De verwachting is dat uiteindelijk een gang naar de rechtbank onvermijdelijk wordt.

AOW- gat en de Regionale Ambulance Voorziening

In een rechtszaak van een ambulancemedewerker kwam de vraag naar voren in hoeverre de mogelijkheid aanwezig was om na de FLO-datum langer door te werken. De rechtbank Zeeland- West Brabant komt op 27 maart 2019 tot de volgende uitspraak (klik hier) :

De rechtbank vindt dat eiser onvoldoende aannemelijk heeft gemaakt dat hij niet de mogelijkheid had om per 1 januari 2008 door te werken, vooral nu vast staat dat eisers collega [naam collega] – die in dezelfde positie verkeerde als eiser – na 1 januari 2008 nog twee jaar heeft doorgewerkt. Het staat voor de rechtbank daarom onvoldoende vast dat eiser die mogelijkheid niet had. Daarbij komt dat eiser ook geen bezwaar heeft gemaakt tegen het aanstellingsbesluit van 20 december 2007.

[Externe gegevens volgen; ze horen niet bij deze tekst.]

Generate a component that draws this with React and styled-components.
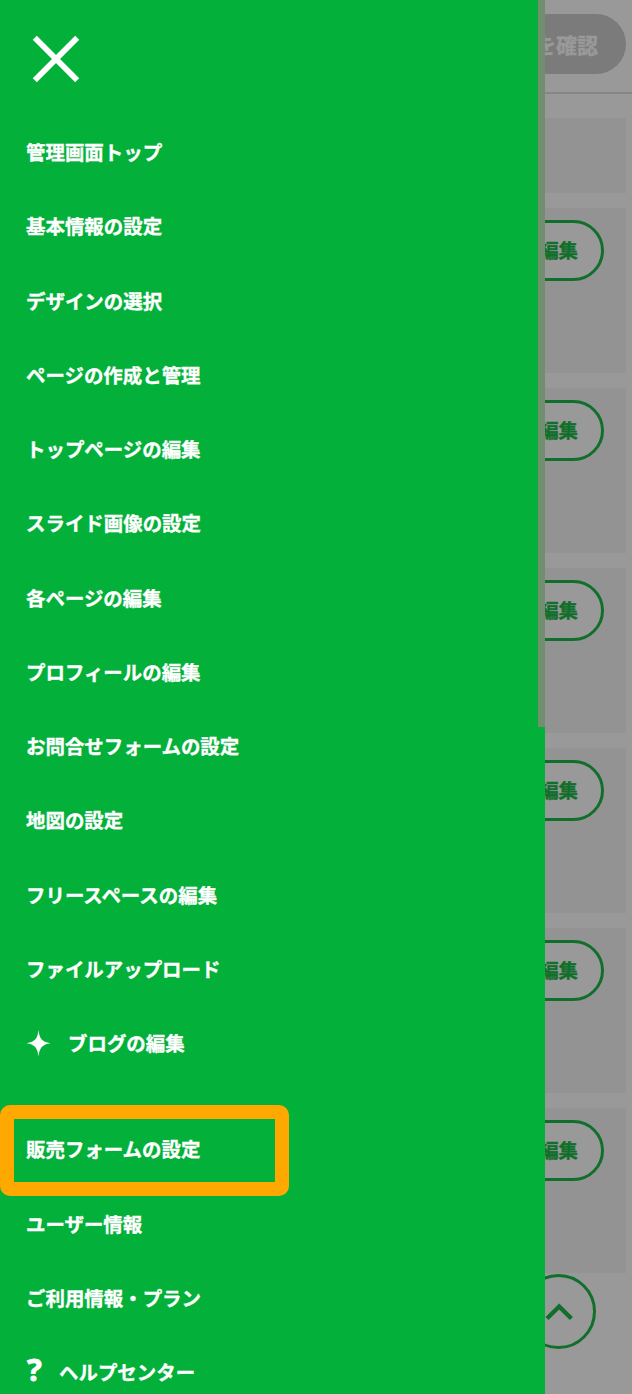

De rechtbank gaat er daarom van uit dat het de eigen keuze van eiser is geweest om per 1 januari 2008 gebruik te maken van de mogelijkheid om met buitengewoon verlof te gaan. Deze keuze heeft ertoe geleid dat eiser met een AOW-gat is komen te zitten. De rechtbank vindt dat eisers keuze voor zijn eigen rekening en risico dient te komen en dat het AOW-gat niet gecompenseerd hoefde te worden.